Ok I think its about time I publish this. Its been hidden in my ‘private corner’ for so long
The catholic identity I have in me brought me to the regular Sunday mass today along with my father and my youngest sister. As usual I didn’t pay much attention to what the priest was saying. But I did pray during the offertory and received holy communion (I always do even if I don’t ever confess,,,that’s another story!) It was a simple mass. When it finished, I shook hands with the priest saying ‘Lovely mass father’.

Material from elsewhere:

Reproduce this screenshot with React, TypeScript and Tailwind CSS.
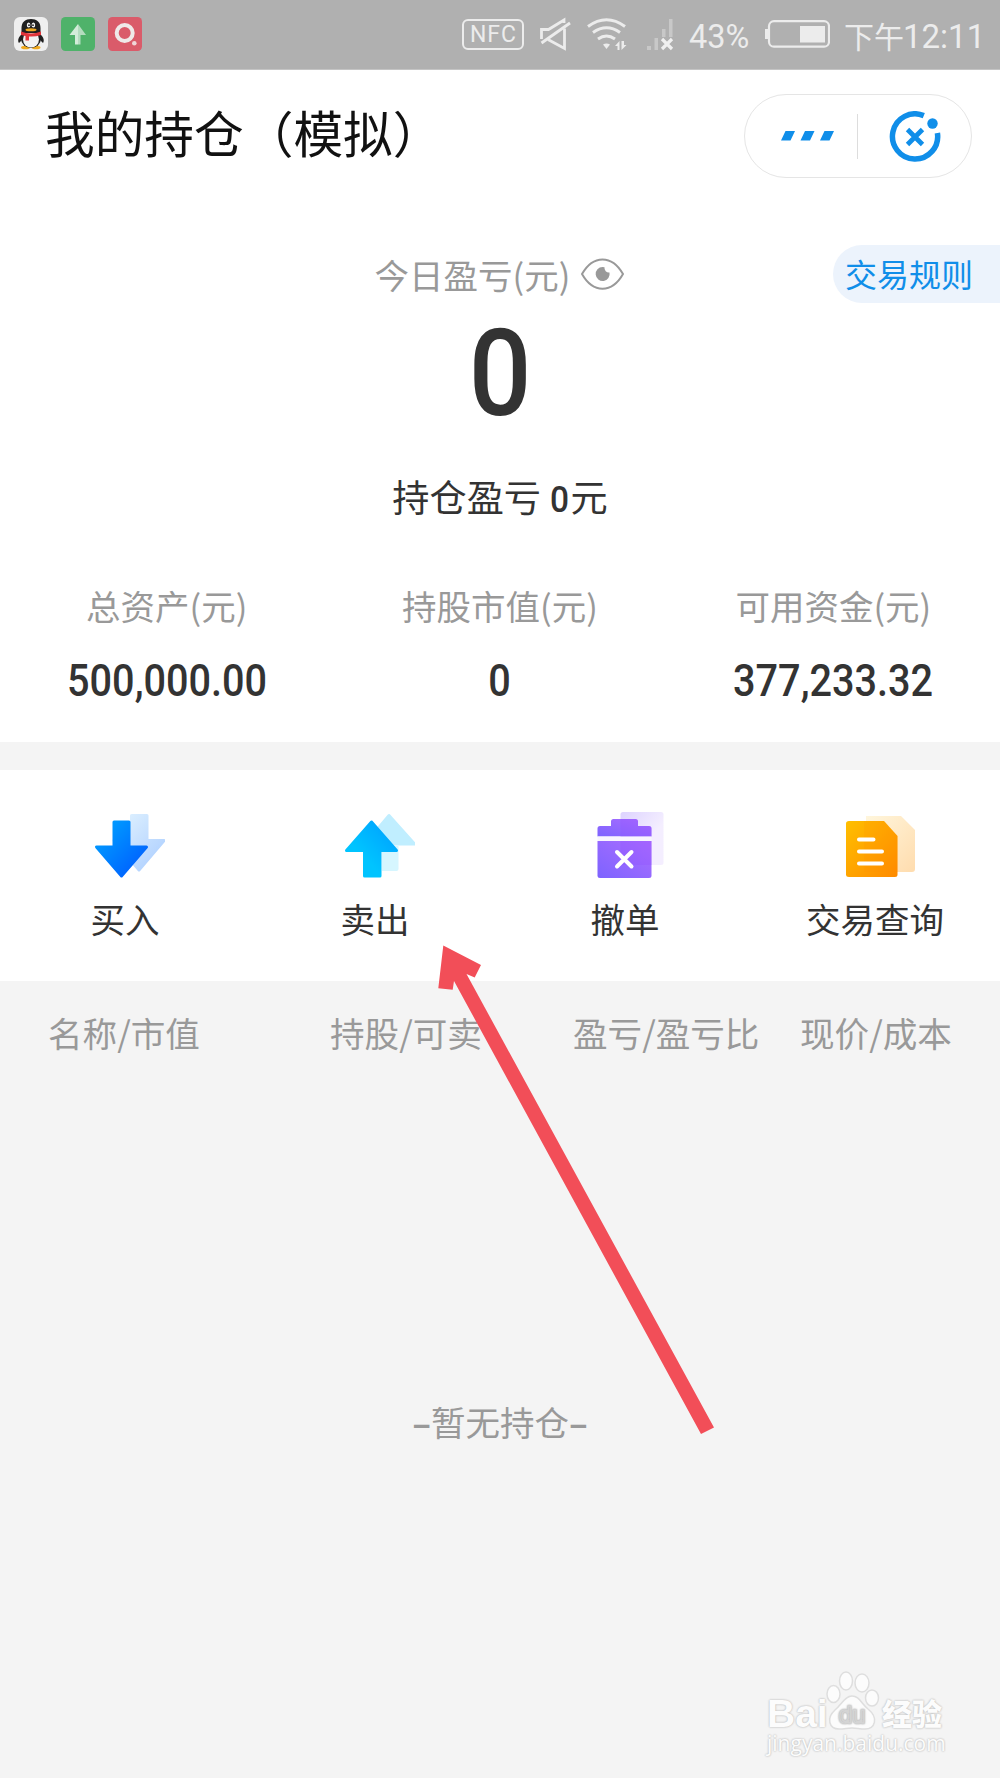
import type { ReactNode } from 'react';

const stats = [
  { label: '总资产(元)', value: '500,000.00' },
  { label: '持股市值(元)', value: '0' },
  { label: '可用资金(元)', value: '377,233.32' },
];

function QQIcon() {
  return (
    <svg className="w-[34px] h-[34px]" viewBox="0 0 34 34">
      <rect width="34" height="34" rx="6" fill="#efefef" />
      <ellipse cx="11.5" cy="30.5" rx="4.5" ry="1.8" fill="#efa91f" />
      <ellipse cx="22" cy="30.5" rx="4.5" ry="1.8" fill="#efa91f" />
      <path d="M8 17C4 20 3.500 24 5 26L8 23ZM26 17C30 20 30.500 24 29 26L26 23Z" fill="#1f1f1f" />
      <ellipse cx="17" cy="21.500" rx="10" ry="9.500" fill="#1f1f1f" />
      <ellipse cx="17" cy="22.500" rx="8" ry="8" fill="#f2f2f2" />
      <path d="M7.500 16V11C7.500 5 11.500 2 17 2S26.500 5 26.500 11V16Z" fill="#1f1f1f" />
      <ellipse cx="14.600" cy="8" rx="1.800" ry="2.600" fill="#f2f2f2" />
      <ellipse cx="19.400" cy="8" rx="1.800" ry="2.600" fill="#f2f2f2" />
      <circle cx="15" cy="8.200" r=".9" fill="#1f1f1f" />
      <circle cx="19" cy="8.200" r=".9" fill="#1f1f1f" />
      <ellipse cx="17" cy="12.800" rx="5.500" ry="1.500" fill="#efa91f" />
      <path d="M7 14.500Q17 18.500 27 14.500V18Q21 20 15 19.500V23.500H11.500V19L7 18Z" fill="#e0343a" />
    </svg>
  );
}

function UploadIcon() {
  return (
    <svg className="w-[34px] h-[34px]" viewBox="0 0 34 34">
      <rect width="34" height="34" rx="4.500" fill="#4fb26a" />
      <path d="M17 7L8.500 18H14V27.500H17Z" fill="#d3ecd9" />
      <path d="M17 7L25 18H19.500V27.500H17Z" fill="#b4dcbf" />
    </svg>
  );
}

function RecordIcon() {
  return (
    <svg className="w-[34px] h-[34px]" viewBox="0 0 34 34">
      <rect width="34" height="34" rx="4.500" fill="#da5b6a" />
      <circle cx="16.700" cy="16" r="8" fill="none" stroke="#efe9e9" strokeWidth="4" />
      <circle cx="26.300" cy="26.200" r="2.300" fill="#f0d5d8" />
    </svg>
  );
}

function StatusBar() {
  return (
    <div className="flex h-[70px] items-start bg-[#b0b0b0] border-b border-[#c4c4c4] text-[#ececec]">
      <div className="flex gap-[13px] pl-[14px] pt-[17px]">
        <QQIcon />
        <UploadIcon />
        <RecordIcon />
      </div>
      <div className="ml-[320px] mt-[19px] flex h-[31px] w-[62px] items-center justify-center rounded-md border-2 border-[#ececec] pl-px font-['Roboto'] text-[23px] leading-none tracking-[1px]">
        NFC
      </div>
      <svg className="ml-[15px] mt-[17px] h-[34px] w-8" viewBox="0 0 32 34" fill="none" stroke="#ececec" strokeWidth="2.800">
        <path d="M2.500 22V12.500H9.500L25 3V6" />
        <path d="M2.500 26L31 6" />
        <path d="M25.500 11.500V31.500L9 22.500" />
      </svg>
      <svg className="ml-[16px] mt-[17px] h-[34px] w-10" viewBox="0 0 40 34" fill="none" stroke="#ececec" strokeWidth="3">
        <path d="M1 9.500Q19.500-4 38 9.500" />
        <path d="M6 15.500Q19.500 6 33 15.500" />
        <path d="M11 22Q19.500 16 28 22" />
        <path d="M16 27.500Q19.500 25.500 23 27.500L19.500 32Z" fill="#ececec" stroke="none" />
        <path d="M32.500 33V24L28 29H30.500V33ZM34.500 24V33L39.500 28H37V24Z" fill="#ececec" stroke="none" />
      </svg>
      <svg className="ml-[19px] mt-[18px] h-[33px] w-7" viewBox="0 0 28 33">
        <path d="M1 28H5V32H1ZM8.500 20H12V32H8.500ZM16 11H19.500V19H16ZM23 1H26.500V19H23Z" fill="#c8c8c8" />
        <path d="M16 21L26 31M26 21L16 31" stroke="#f0f0f0" strokeWidth="3.200" />
      </svg>
      <div className="ml-[15px] mt-[17px] w-[62px] whitespace-nowrap font-['Roboto'] text-[32.500px] leading-[40px]">43%</div>
      <svg className="ml-[14px] mt-5 h-7 w-[65px]" viewBox="0 0 65 28">
        <rect x="4" y="1.200" width="60" height="25.500" rx="5" fill="none" stroke="#ececec" strokeWidth="2.200" />
        <rect x="0" y="9" width="4" height="10" fill="#ececec" />
        <rect x="35" y="6" width="25" height="16.500" fill="#ececec" />
      </svg>
      <div className="ml-[14px] mt-[17px] flex whitespace-nowrap leading-[40px]">
        <span className="-mt-[2px] text-[30px]">下午</span>
        <span className="-ml-px font-['Roboto'] text-[33px]">12:11</span>
      </div>
    </div>
  );
}

function TitleBar() {
  return (
    <header className="flex items-start justify-between pl-[45px] pr-7">
      <h1 className="mt-[31px] text-[49.700px] leading-[60px] text-[#111]">我的持仓（模拟）</h1>
      <div className="mt-6 flex h-[84px] w-[228px] items-center rounded-full border border-[#e5e5e5]">
        <svg className="ml-9 h-2.5 w-[54px]" viewBox="0 0 54 10" fill="#108ee9">
          <path d="M4.500 0H14L9.500 9.500H0ZM24 0H33.500L29 9.500H19.500ZM43.500 0H53L48.500 9.500H39Z" />
        </svg>
        <div className="ml-[22px] h-[45px] w-px bg-[#ddd]" />
        <svg className="ml-[31px] mt-0.5 h-[52px] w-[52px]" viewBox="0 0 52 52" fill="none" stroke="#108ee9">
          <path d="M34.800 4.600A22.600 22.600 0 1 0 48.400 22" strokeWidth="5.500" />
          <path d="M18.500 18.500L33.500 33.500M33.500 18.500L18.500 33.500" strokeWidth="4.800" />
          <circle cx="43.500" cy="12.500" r="5.200" fill="#108ee9" stroke="none" />
        </svg>
      </div>
    </header>
  );
}

function EyeIcon() {
  return (
    <svg className="-ml-px h-8 w-[43px]" viewBox="0 0 43 32" fill="none">
      <path d="M1 16C12-3.500 31-3.500 42 16C31 35.500 12 35.500 1 16Z" stroke="#999" strokeWidth="2" />
      <path d="M21.500 9A7 7 0 1 0 28.500 14.500A4.500 4.500 0 0 1 23.500 9.300Z" fill="#999" />
    </svg>
  );
}

function Summary() {
  return (
    <section>
      <div className="mt-[67px] grid grid-cols-[1fr_auto_1fr] items-center">
        <div />
        <div className="flex items-center gap-3 pr-px text-[#999]">
          <span className="text-[34.500px] leading-[58px]">今日盈亏(元)</span>
          <EyeIcon />
        </div>
        <div className="flex h-[58px] w-[167px] items-center justify-self-end rounded-l-full bg-[#ecf3fc] pb-0.5 pl-3 text-[32px] text-[#108ee9]">
          交易规则
        </div>
      </div>
      <div className="mt-[11px] text-center font-['Roboto'] text-[120px] font-medium leading-[120px] text-[#333]">
        <span className="inline-block scale-x-[.92]">0</span>
      </div>
      <div className="mt-[37px] text-center text-[37.200px] leading-[50px] text-[#333]">
        持仓盈亏 <span className="inline-block font-['Roboto'] font-medium scale-x-[.9]">0</span>元
      </div>
      <div className="mt-14 grid grid-cols-3 text-center">
        {stats.map(s => (
          <div key={s.label}>
            <div className="text-[34.500px] leading-[50px] text-[#999]">{s.label}</div>
            <div className="mt-[26px] font-['Roboto'] text-[44px] font-medium leading-[50px] text-[#333]">
              <span className="inline-block scale-x-[.9]">{s.value}</span>
            </div>
          </div>
        ))}
      </div>
    </section>
  );
}

function Action({ label, children }: { label: string; children: ReactNode }) {
  return (
    <div className="flex flex-col items-center pt-10">
      <svg className="h-[72px] w-20" viewBox="0 0 80 72">
        {children}
      </svg>
      <span className="mt-[11px] text-[34.500px] leading-[50px] text-[#333]">{label}</span>
    </div>
  );
}

function Gradients() {
  return (
    <defs>
      <linearGradient id="buy" x1="0" y1="0" x2="1" y2="1">
        <stop offset=".2" stopColor="#0096ff" />
        <stop offset=".8" stopColor="#0066ff" />
      </linearGradient>
      <linearGradient id="sell" x1="0" y1="1" x2="1" y2="0">
        <stop offset=".35" stopColor="#00c4ff" />
        <stop offset="1" stopColor="#009dff" />
      </linearGradient>
      <linearGradient id="cancel" x1="0" y1="1" x2="1" y2="0">
        <stop offset="0" stopColor="#7d63ff" />
        <stop offset="1" stopColor="#ac6eff" />
      </linearGradient>
      <linearGradient id="cancelBack" x1="0" y1="0" x2="1" y2="1">
        <stop offset="0" stopColor="#ddd3ff" />
        <stop offset=".6" stopColor="#f4eeff" />
      </linearGradient>
      <linearGradient id="query" x1="0" y1="0" x2="1" y2="1">
        <stop offset="0" stopColor="#ffbf00" />
        <stop offset="1" stopColor="#ff8a00" />
      </linearGradient>
      <linearGradient id="buyBack" x1="0" y1="0" x2="1" y2="1">
        <stop offset="0" stopColor="#e3f4ff" />
        <stop offset="1" stopColor="#a9ccff" />
      </linearGradient>
      <linearGradient id="queryBack" x1="0" y1="0" x2="1" y2="1">
        <stop offset="0" stopColor="#fff6dc" />
        <stop offset="1" stopColor="#ffdcae" />
      </linearGradient>
    </defs>
  );
}

function Actions() {
  return (
    <section className="mt-7 grid h-[211px] grid-cols-4 bg-white">
      <Action label="买入">
        <Gradients />
        <path d="M46.500 5.500H62V30.500H79L54 60L29 30.500H46.500Z" fill="url(#buyBack)" stroke="url(#buyBack)" strokeWidth="3" strokeLinejoin="round" />
        <path d="M29 12H44V37H61.500L36.500 66L11.500 37H29Z" fill="url(#buy)" stroke="url(#buy)" strokeWidth="3" strokeLinejoin="round" />
      </Action>
      <Action label="卖出">
        <path d="M54 5.500L79.500 34H62.500H46H30Z" fill="#c0eeff" stroke="#c0eeff" strokeWidth="3" strokeLinejoin="round" />
        <path d="M47 36H63.500V59A2 2 0 0 1 61.500 61H47Z" fill="#d6f6ff" />
        <path d="M36.500 12L61.500 40.500H45V66H29.500V40.500H11.500Z" fill="url(#sell)" stroke="url(#sell)" strokeWidth="3" strokeLinejoin="round" />
      </Action>
      <Action label="撤单">
        <rect x="35.500" y="2" width="43" height="53" rx="2.500" fill="url(#cancelBack)" />
        <path d="M12.500 26.500V18.500Q12.500 16 15 16H26V11.500Q26 9 28.500 9H50.500Q53 9 53 11.500V16H64Q66.500 16 66.500 18.500V26.500Z" fill="url(#cancel)" />
        <path d="M12.500 26.500H66.500V31H12.500Z" fill="#f8f5ff" />
        <path d="M12.500 31H66.500V65.500Q66.500 68 64 68H15Q12.500 68 12.500 65.500Z" fill="url(#cancel)" />
        <path d="M35.500 31V55H66.500V31ZM35.500 9H50.500Q53 9 53 11.500V16H64Q66.500 16 66.500 18.500V26.500H35.500Z" fill="#8e4cff" opacity=".25" />
        <path d="M32 42L46.500 56.500M46.500 42L32 56.500" stroke="#fff" strokeWidth="4" strokeLinecap="round" />
      </Action>
      <Action label="交易查询">
        <path d="M31 6H66L80 20V59Q80 62 77 62H31Z" fill="url(#queryBack)" />
        <path d="M14 11H49L62.500 26V64.500Q62.500 67 60 67H14Q11 67 11 64.500V13.500Q11 11 14 11Z" fill="url(#query)" />
        <path d="M29 11H49L62.500 26V62H29Z" fill="#ff8a00" opacity=".15" />
        <path d="M24 29.500H38.500M24 41.500H47M24 53.500H47" stroke="#fff" strokeWidth="4" strokeLinecap="round" />
      </Action>
    </section>
  );
}

function Positions() {
  return (
    <section className="text-[#999]">
      <div className="flex pl-12 pt-[26px] text-[34.600px] leading-[50px]">
        <span className="w-[282px]">名称/市值</span>
        <span className="w-[243px]">持股/可卖</span>
        <span className="w-[227px]">盈亏/盈亏比</span>
        <span>现价/成本</span>
      </div>
      <div className="mt-[339px] text-center text-[34.500px] leading-[50px]">
        <span className="font-bold">–</span>暂无持仓<span className="font-bold">–</span>
      </div>
    </section>
  );
}

function Watermark() {
  return (
    <div className="absolute left-[767px] top-[1669px] text-[#fcfcfc] [text-shadow:0_0_2px_#bbb,0_0_2px_#ccc]">
      <div className="flex h-[62px] items-end">
        <span className="w-[59px] font-['Liberation_Sans'] text-[39px] font-bold leading-[34px]">Bai</span>
        <svg className="h-[62px] w-[54px]" viewBox="0 0 54 62" fill="#fcfcfc" stroke="#dedede" strokeWidth="1.500">
          <ellipse cx="7.500" cy="25" rx="6.500" ry="8.500" />
          <ellipse cx="20" cy="12" rx="6.500" ry="9" />
          <ellipse cx="36" cy="14" rx="7" ry="9" />
          <ellipse cx="46" cy="29" rx="6.500" ry="8" />
          <path d="M26 27C33 27 35 34 42 40C53 49 49 60 39 60C33 60 31 59 26 59C21 59 19 60 13 60C3 60 0 49 9 41C16 35 19 27 26 27Z" />
          <text x="26" y="54" textAnchor="middle" fontFamily="Liberation Sans" fontSize="24" fill="#d4d4d4" stroke="#d4d4d4">du</text>
        </svg>
        <span className="ml-0.5 text-[30px] font-black leading-[38px]">经验</span>
      </div>
      <div className="font-['Open_Sans'] text-[21px] leading-[24px]">jingyan.baidu.com</div>
    </div>
  );
}

export default function App() {
  return (
    <div className="relative h-[1778px] w-[1000px] overflow-hidden bg-[#f4f4f4] font-['Noto_Sans_CJK_SC',sans-serif]">
      <StatusBar />
      <div className="h-[672px] bg-white">
        <TitleBar />
        <Summary />
      </div>
      <Actions />
      <Positions />

      {/* pointer to the sell action */}
      <svg className="absolute left-[430px] top-[940px] h-[500px] w-[290px]" viewBox="430 940 290 500">
        <path d="M443.300 945.500L481 965L474.700 977.500L466.500 974L714 1427.500L701 1434L454 981L452.700 989.800L438.300 988.300Z" fill="#f24e58" />
      </svg>

      <Watermark />
    </div>
  );
}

Here comes my favourite part…hugging and saying ‘hi-hello’ to all me favourite people. First up was my younger sisters gorgeous friend from her primary school. Hugged, said hi-hello and moved on to the next person. Our ‘Irish-aunty’. This lady is so darn hilarious and is so darn special to all of us. Her hugs are the best, her jokes are mind blowing and her laughs are addictive. After the usual hug hi-hello thing, I bumped into another gorgeous lady who is in her mid 80s. She is lovely and gorgeous like a flower petal (that’s corny but what the hell). This lovely lady was the last in line. I ran towards me dads car. My younger sister, being the brat she is ran and got the passenger seat way before me (I always get the passenger seat :/). I sat at the back cursing her rather loudly. When we were waiting to get out of the church. We saw another one of our usual hug-victims passing by. She is from South Africa and lives here on her own. Unfortunately, her eye sight is getting deteriorated and she has one of those sticks to get by. When she was passing by,,it seemed like she was struggling a bit. I sat there thinking what I should do. I didn’t want to embarrass her or hurt her feelings by offering my help. When I was lost in my thoughts, I heard a voice saying “I’ll go help her”. The voice owner was none other than my baby sister. She asked my dad to stop the car and got out of the car. She held the woman’s hand and walked her to wherever she wanted to go. The feeling I experienced that moment was indescribable. She came back and sat on the passenger seat (Brat!). I asked her what she said to her and whether the lady was offended by what she done. To which she replied ‘ No! I just said to her that I thought I’ll give her some company and she said she was ok when she crossed the car park’. I couldn’t say anything to her.
Whatever good lessons I have learnt in my life,,,whatever skills I have gained,,,I’m always wanting to pass it on to her to make her a more better person than she already is. That moment when I saw her holding the lady’s hand and walking her over,,I thought to myself..that’s someone who truly puts others in front of herself. She does not care about her own discomfort or think about any ‘what if’s’ like I did. She done what she felt was the right thing to do.
I often wished for a big sister who I wanted to look up to and learn things from. I think I don’t have to wish that any more. I just found one in my little sister today!